Nonprofits can effectively manage their net assets with careful financial management, such as budgeting, cash flow management, and investment strategies. This may also include having salaried professionals who increase the value of the organizations by boosting the annual turnover by more than the expense of hiring them. Regularly assessing and adapting financial policies and procedures in response to changing economic conditions is also helpful for long-term sustainability.
Conclusion: Crafting Your Nonprofit's KPI Strategy
When creating your nonprofit's KPI strategy, it helps to understand the unique needs and objectives of your specific organization. Identifying key areas to focus on, and selecting relevant KPIs aligned with your mission, will lay the foundation for effective nonprofit performance measurement and continuous improvement. Throughout this guide, we’ve explained how KPIs play a critical role in assessing the performance of your nonprofit, and guiding strategic decision-making to create a meaningful impact.
Starting to track KPIs doesn’t have to be overwhelming. Begin small and focus on a few key metrics to help your nonprofit gain valuable insights and build momentum over time. Think of the process as a marathon where you need to pace yourself, rather than a sprint to the finish line. Prioritizing KPIs that directly meet your organizational goals and initiatives, helps nonprofits lay a solid foundation for future growth. This can be adapted as demands and resources change.

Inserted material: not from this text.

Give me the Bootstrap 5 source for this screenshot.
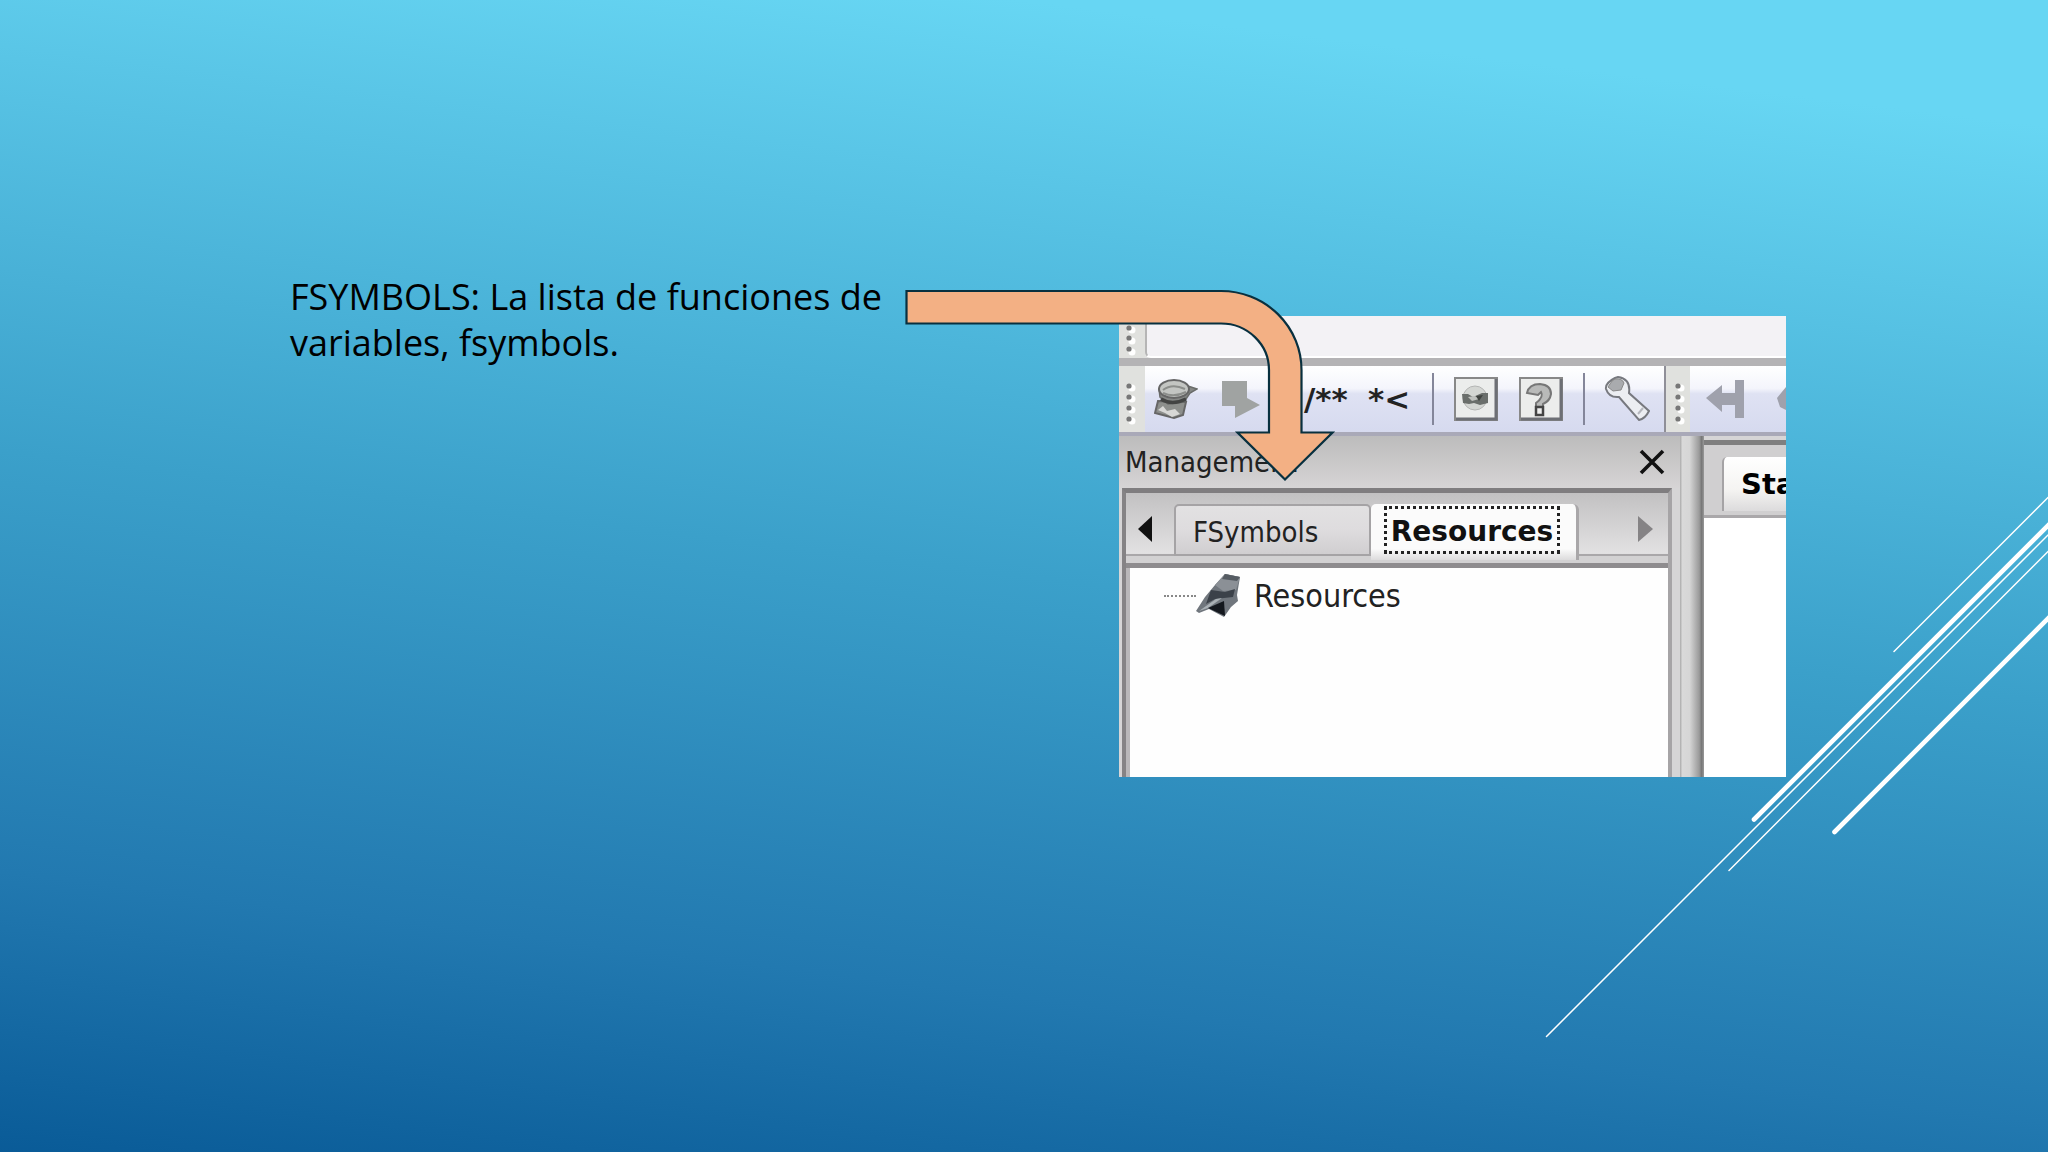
<!DOCTYPE html>
<html lang="es">
<head>
<meta charset="utf-8">
<meta name="viewport" content="width=device-width, initial-scale=1">
<title>FSymbols</title>
<link rel="stylesheet" href="https://cdn.jsdelivr.net/npm/bootstrap@5.3.0/dist/css/bootstrap.min.css">
<style>
.slide{background:linear-gradient(187deg,#67d6f3 9%,#3ba0ca 50%,#2279b0 80%,#075895 102%);padding-left:290px;color:#000}
.slide-text{font-family:"Open Sans","Noto Sans",sans-serif;font-size:36px;line-height:46px;width:610px;padding-top:274px}
.rays{right:0;top:490px;width:512px;height:560px}
.figure-wrap{width:667px;margin-left:219px;padding-top:316px}
.flow-arrow{left:-216px;top:286px;width:436px;height:200px}
.ide{font-family:"DejaVu Sans Condensed","DejaVu Sans",sans-serif;font-size:29px;line-height:34px;background:#d6d5d6;color:#222}
.ide button{background:none;border:0;padding:0;color:inherit;flex:none}
.ide svg{display:block}
.top-strip{height:50px;border-bottom:8px solid #b4b3b5;background:#e2e2e1}
.top-field{background:#f3f2f5;border-left:2px solid #b5b5b5;border-bottom:2px solid #fff;border-radius:0 0 0 6px}
.grip{width:26px;background:#e0e1de;flex:none}
.tools{height:70px;background:linear-gradient(#fff,#f4f5fc 34%,#dfe2f3 42%,#d6daef);border-bottom:4px solid #a9a9b8}
.tool-set{gap:19px;padding-left:9px;width:519px;flex:none}
.tool-sep{width:2px;height:52px;background:#84869a;flex:none}
.code-mark{font-family:"DejaVu Sans",sans-serif;font-weight:700;font-size:31px;width:45px;text-align:left;white-space:nowrap}
.code-gap{margin-left:24px!important}
.grip-b{border-left:2px solid #8f8f98}
.pane-side{width:561px;flex:none}
.pane-title{height:52px;padding:0 14px 0 6px;background:linear-gradient(#bcbcbc,#d6d4d5)}
.pane-box{border-left:4px solid #858385;border-top:5px solid #7f7d7f;border-right:4px solid #a6a4a6;margin:0 8px 0 3px}
.tab-row{height:75px;background:linear-gradient(#c2c1c2,#e2e1e2 86%,#d2d1d2 90%);border-bottom:5px solid #8e8c8e;padding-top:11px}
.tab-scroll{width:48px;height:52px;border-bottom:2px solid #a9a7a9!important}
.tab-fill{height:52px;border-bottom:2px solid #a9a7a9;padding-right:14px}
.tab-off{width:197px;height:52px;text-align:left!important;background:linear-gradient(#e2e1e2,#dedcde 50%,#d0ced0)!important;border:2px solid #a5a3a5!important;border-radius:5px 5px 0 0!important;padding:4px 0 0 17px!important}
.tab-on{width:208px;height:56px;background:linear-gradient(#fbfbfb 80%,#dcdbdc)!important;border-radius:5px 6px 0 0!important;border-right:3px solid #a9a7a9!important;padding:2px 0 0 13px!important;text-align:left!important}
.focus-box{font-family:"DejaVu Sans",sans-serif;font-weight:700;font-size:28px;width:176px;height:48px;line-height:46px;border:3px dotted #222;text-align:center;color:#111}
.tree{background:#fefefe;height:209px;border-left:4px solid #b9b7b9;padding:5px 0 0 34px}
.tree-name{font-size:32px;line-height:44px;padding-left:12px}
.tree-dots{width:32px;border-top:2px dotted #888}
.splitter{width:24px;flex:none;background:linear-gradient(90deg,#aaa 0,#d9d9d9 10%,#d6d6d6 40%,#b8b8b8 60%,#9a9a9a 80%,#777 90%,#999)}
.pane-edit{margin-top:4px;border-top:5px solid #7f7f7f}
.edit-tabs{height:73px;background:#d0cfd0;border-bottom:3px solid #aaa8aa;padding:12px 0 0 18px}
.edit-tab{width:64px;height:54px;background:linear-gradient(#fff,#f5f4f2 60%,#dcdbdc)!important;border-left:2px solid #a5a3a5!important;border-radius:5px 0 0 0!important;padding-left:17px!important;font-family:"DejaVu Sans",sans-serif;font-weight:700;font-size:29px;text-align:left;color:#000!important}
</style>
<script src="https://cdn.jsdelivr.net/npm/bootstrap@5.3.0/dist/js/bootstrap.bundle.min.js"></script>
</head>
<body>
<main class="slide min-vh-100 position-relative overflow-hidden d-flex align-items-start">
  <svg class="rays position-absolute" viewBox="1536 490 512 560" fill="none" stroke="#fff" stroke-linecap="round" aria-hidden="true">
    <g stroke-width="1.5"><path d="M1894 651.5 2052 493.5M1546.500 1036.500 2052 531M1729 870.500 2052 547.500"/></g>
    <g stroke-width="4.600"><path d="M1754 819.500 2052 521.500M1834.500 832 2052 614.500"/></g>
  </svg>

  <p class="slide-text mb-0 flex-shrink-0">FSYMBOLS: La lista de funciones de variables, fsymbols.</p>

  <div class="figure-wrap position-relative flex-shrink-0">
    <section class="ide overflow-hidden" aria-label="Management">
      <div class="top-strip d-flex">
        <div class="grip"><svg width="26" height="42"><g fill="#fff"><circle cx="13" cy="14" r="3.500"/><circle cx="13" cy="25" r="3.500"/><circle cx="13" cy="36" r="3.500"/></g><g fill="#777"><circle cx="10" cy="12" r="2.600"/><circle cx="10" cy="22" r="2.600"/><circle cx="10" cy="33" r="2.600"/></g></svg></div>
        <div class="top-field flex-grow-1"></div>
      </div>

      <div class="tools d-flex">
        <div class="grip"><svg width="26" height="66"><g fill="#fff"><circle cx="13" cy="22" r="3.500"/><circle cx="13" cy="33" r="3.500"/><circle cx="13" cy="44" r="3.500"/><circle cx="13" cy="55" r="3.500"/></g><g fill="#777"><circle cx="10" cy="20" r="2.600"/><circle cx="10" cy="31" r="2.600"/><circle cx="10" cy="42" r="2.600"/><circle cx="10" cy="53" r="2.600"/></g></svg></div>
        <div class="tool-set d-flex align-items-center">
          <button type="button" aria-label="Build"><svg width="44" height="44" viewBox="0 0 44 44">
            <path d="M4 24 32 25 29 38 20 41 1 36Z" fill="#8d8f8c" stroke="#666" stroke-width="2"/>
            <path d="m4 33 5-4 4 5 8-2 5 5-8 3-7-4Z" fill="#d8d8d6"/>
            <path d="M5 12 6 20 14 27 30 25 36 16 43 12 34 9Z" fill="#858785" stroke="#6a6c6a" stroke-width="1.500"/>
            <ellipse cx="20" cy="12" rx="15" ry="9" fill="#c3c5c2" stroke="#666" stroke-width="2"/>
            <path d="M9 13Q18 6 31 12M9 16Q20 21 32 15" fill="none" stroke="#8c8e8b" stroke-width="2"/>
            <path d="M7 22Q18 29 32 22" fill="none" stroke="#434443" stroke-width="3.500"/>
          </svg></button>
          <button type="button" aria-label="Run"><svg width="44" height="44" viewBox="0 0 44 44"><path d="M5 4H30V21L43 28 18 41V29H5Z" fill="#a0a3a2"/></svg></button>
          <button type="button" class="code-mark code-gap">/**</button>
          <button type="button" class="code-mark">*&lt;</button>
          <span class="tool-sep"></span>
          <button type="button" aria-label="Disc"><svg width="46" height="46" viewBox="0 0 46 46">
            <path d="M2 2H44V44H2Z" fill="#ecedec" stroke="#888" stroke-width="2"/><path d="M43 3V43H3" fill="none" stroke="#6d6f75" stroke-width="3"/>
            <circle cx="22" cy="22" r="12" fill="#d4d6d3" stroke="#b5b6b5"/>
            <path d="M9 18 15 18 20 21 29 17 35 17 35 27 27 29 21 27 16 28 10 27Z" fill="#6a6e6b"/><path d="m15 21 4 4 7-2-4-3Z" fill="#bfc1be"/><path d="m23 20 7-1-4 6Z" fill="#3f423f"/>
          </svg></button>
          <button type="button" aria-label="Help"><svg width="46" height="46" viewBox="0 0 46 46">
            <path d="M2 2H44V44H2Z" fill="#ecedec" stroke="#888" stroke-width="2"/><path d="M43 3V43H3" fill="none" stroke="#6d6f75" stroke-width="3"/>
            <path d="M9 17Q11 8 22 8 33 9 33 18 32 25 25 28V31H18V27Q26 21 23 16L20 19Z" fill="#b9bab9" stroke="#777" stroke-width="2"/>
            <path d="M18 31H25V39H18Z" fill="#eee" stroke="#444" stroke-width="2.500"/>
          </svg></button>
          <span class="tool-sep"></span>
          <button type="button" aria-label="Settings"><svg width="46" height="46" viewBox="0 0 46 46">
            <path d="M11 2Q1 7 2 13 5 22 15 21L35 44Q41 43 45 35L25 17Q27 3 14 1Z" fill="#eceef2" stroke="#77797f" stroke-width="2"/>
            <path d="M11 3Q18 2 20 7L17 14 9 15 4 11 8 5Z" fill="#a9abae" stroke="#888" stroke-width="1"/><path d="m34 38 5-6" stroke="#b5b7bd" stroke-width="2"/>
          </svg></button>
        </div>
        <div class="grip grip-b"><svg width="26" height="66"><g fill="#fff"><circle cx="15" cy="22" r="3.500"/><circle cx="15" cy="33" r="3.500"/><circle cx="15" cy="44" r="3.500"/><circle cx="15" cy="55" r="3.500"/></g><g fill="#777"><circle cx="12" cy="20" r="2.600"/><circle cx="12" cy="31" r="2.600"/><circle cx="12" cy="42" r="2.600"/><circle cx="12" cy="53" r="2.600"/></g></svg></div>
        <div class="d-flex align-items-center ps-3"><button type="button" aria-label="Back"><svg width="80" height="44" viewBox="0 0 80 44"><path d="M0 21 16 8V16H29V3H38V41H29V28H16V35ZM71 21 80 10V33L74 30Z" fill="#9fa1ac"/></svg></button></div>
      </div>

      <div class="d-flex">
        <div class="pane-side">
          <div class="pane-title d-flex align-items-center justify-content-between">
            <span>Management</span>
            <button type="button" aria-label="Close"><svg width="28" height="26" viewBox="0 0 28 26"><path d="M3 2 25 24M25 2 3 24" stroke="#111" stroke-width="3.600"/></svg></button>
          </div>
          <div class="pane-box">
            <div class="tab-row d-flex">
              <button type="button" class="tab-scroll" aria-label="Previous tab"><svg width="48" height="28" viewBox="0 0 48 28"><path d="M26 1V27L12 14Z" fill="#111"/></svg></button>
              <button type="button" class="tab-off">FSymbols</button>
              <button type="button" class="tab-on d-flex align-items-start"><span class="focus-box d-block">Resources</span></button>
              <div class="tab-fill flex-grow-1 d-flex align-items-center justify-content-end"><button type="button" aria-label="Next tab"><svg width="16" height="26" viewBox="0 0 16 26"><path d="M0 0V26L15 13Z" fill="#858385"/></svg></button></div>
            </div>
            <div class="tree"><div class="d-flex align-items-center">
              <span class="tree-dots"></span>
              <svg width="46" height="46" viewBox="0 0 46 46"><path d="M0 38 9 24 19 12 29 1 44 4 41 22 42 28 35 34 28 44 13 36 3 40Z" fill="#70767d"/><path d="m19 12 10-11 15 3-4 13-13 1Z" fill="#8b9096"/><path d="m29 1 15 3-3 4-15-2Z" fill="#565c63"/><path d="m15 17 14 2 10-3-2 8-9 1-9 1-9 5Z" fill="#3b4149"/><path d="M3 38 20 26 26 25 12 35Z" fill="#a9b0b5"/><path d="m12 35 16-7 1 15Z" fill="#14181e"/></svg>
              <span class="tree-name">Resources</span>
            </div></div>
          </div>
        </div>
        <div class="splitter"></div>
        <div class="pane-edit flex-grow-1 bg-white overflow-hidden">
          <div class="edit-tabs"><button type="button" class="edit-tab">Sta</button></div>
        </div>
      </div>
    </section>

    <svg class="flow-arrow position-absolute" viewBox="903 286 436 200" aria-hidden="true"><path d="M906.500 291H1221A80.500 79 0 0 1 1301.500 370V432.500H1332.500L1285 479.500 1237.500 432.500H1269V370A48 46.500 0 0 0 1221 323.500H906.500Z" fill="#f3b084" stroke="#08303f" stroke-width="2.200"/></svg>
  </div>
</main>
</body>
</html>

With technology becoming a more prominent part of our daily lives, embracing a culture of data-driven decision-making is a necessity. Data insights empower nonprofits to use KPIs to their advantage. Regularly spending time tracking, analyzing, and interpreting KPI data means that organizations can uncover trends, opportunities, and areas for improvement, enabling informed decision-making.
The success of a nonprofit's KPI strategy depends on its commitment to learning, adaptation, and continuous improvement. Using KPIs as a tool for accountability, transparency, and performance optimization, allows nonprofits to achieve their full potential and make meaningful advancements towards achieving their mission.